Los símbolos huecos de Nicolas Winding Refn giran alrededor de la fascinación que sigue demostrando por la iconografía mitológica y psicoanalítica. La estatua, otra vez, que le restregó a su público para representar a la masculinidad belicosa de las deidades grecolatinas, por ejemplo. En su nueva película ilustra el rito del canibalismo que fortalece el alma, el vínculo lunar de la sexualidad femenina y la pérdida de la inocencia con imágenes tan recurridas como los espejos y tan dispares como un puma encerrado en un cuarto de hotel que pide a gritos las fantasiosas interpretaciones de la fanaticada, como la cabra en el crucifijo de Jodorowsky o el oso de Luis Buñuel en “El ángel exterminador” (1962).
“El demonio neón” puede jactarse de una congruencia que pocas obras de este corte tienen
No es la primera vez que un director llena su película de signos caprichosos y no será la última, pero lo que en un nombre consagrado como David Lynch parece natural, en el danés se siente artificioso por no estar respaldado en otra cosa que no sea parecerse a los maestros del cine de ruptura. Lynch se suma a la ya demasiado larga lista de referencias que Winding Refn nos está obligando a sobrellevar en estas líneas, pero es que su “Mulholland Drive” (2001) también es una película a la que “El demonio neón” se parece mucho.
Lo que había que preguntarse entonces es qué tan auténtico termina siendo un intento de excentricidad. O si el estilo es una construcción que se planifica y se busca y se forza. O si hay un esquema, modelo, protocolo, instructivo, manual o directriz que nos indique a los creativos en qué minuto van las imágenes disruptivas, en qué acto ponemos “las secuencias oníricas” y qué filtros le ponemos encima a Keanu Reeves para que su papel de rudo no sea risible.

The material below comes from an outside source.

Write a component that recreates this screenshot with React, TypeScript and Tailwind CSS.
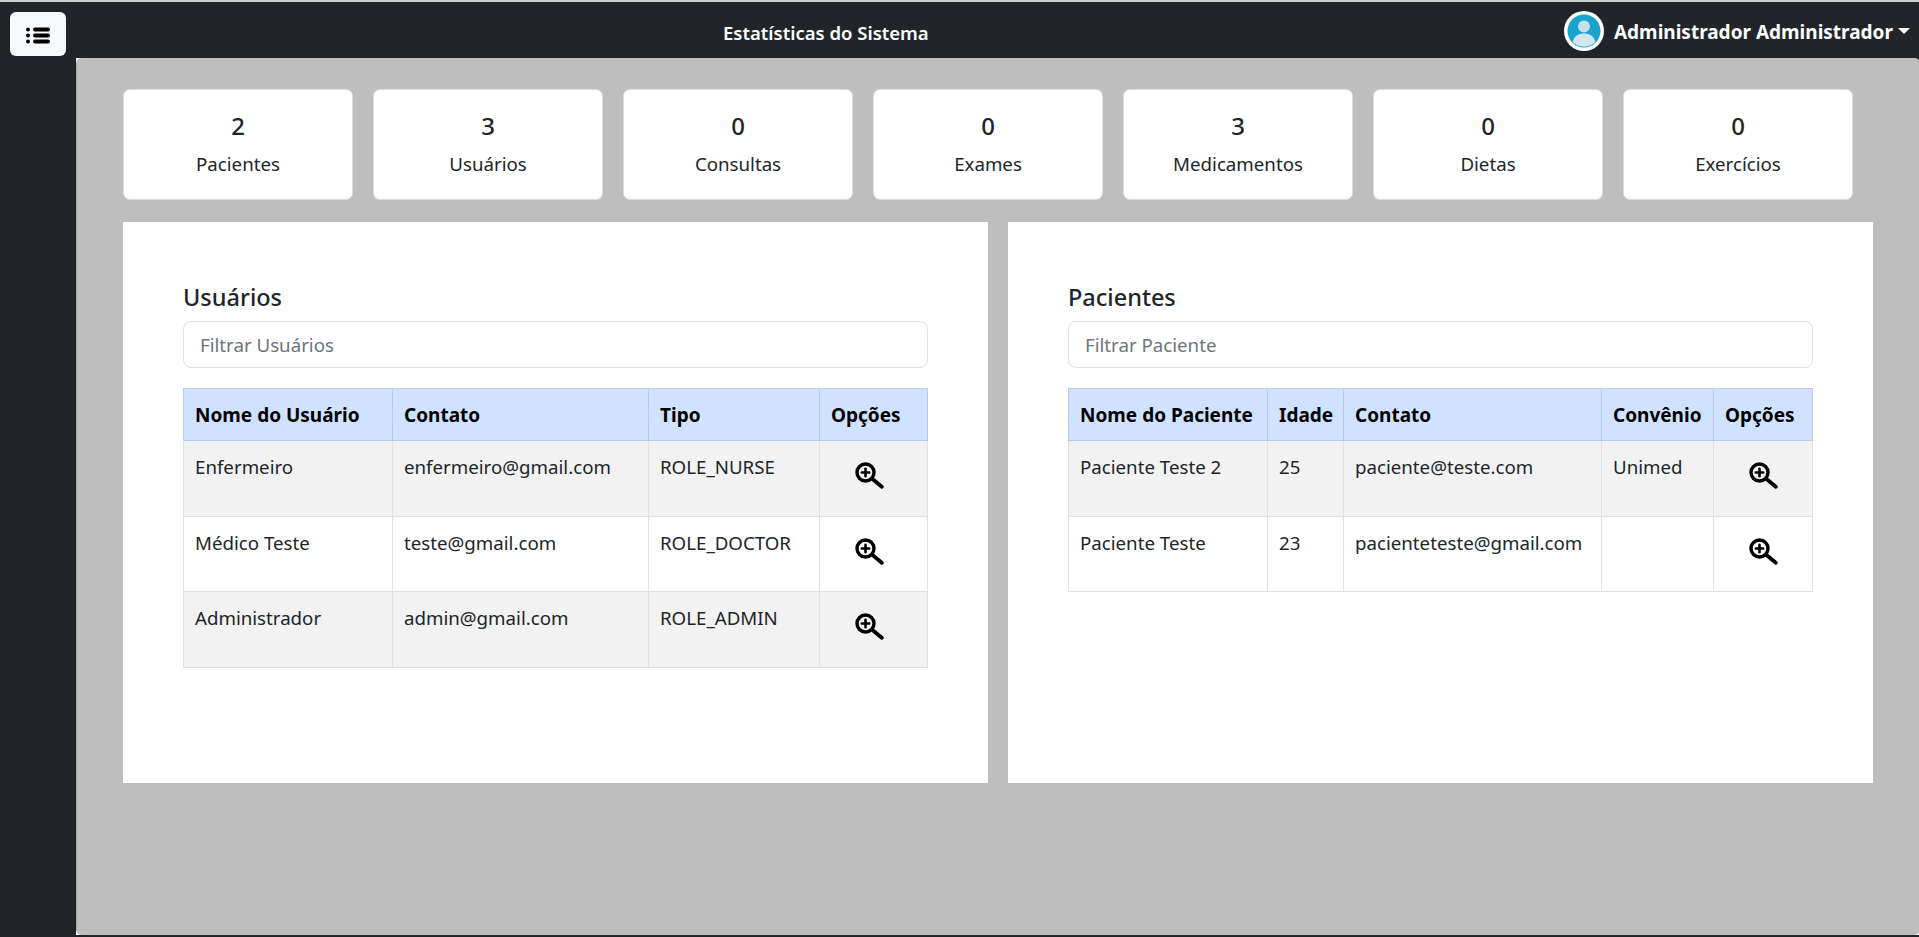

Además de su impresionante show visual y sus señas cabalísticas, “El demonio neón” puede jactarse de una congruencia que pocas obras de este corte tienen, ya que resulta ser un ejemplo ideal de la unión entre fondo y forma. Que Sontag nos sonría desde el cielo de los que tienen la razón, porque la frivolidad del mundo de la moda no podría estar mejor representada.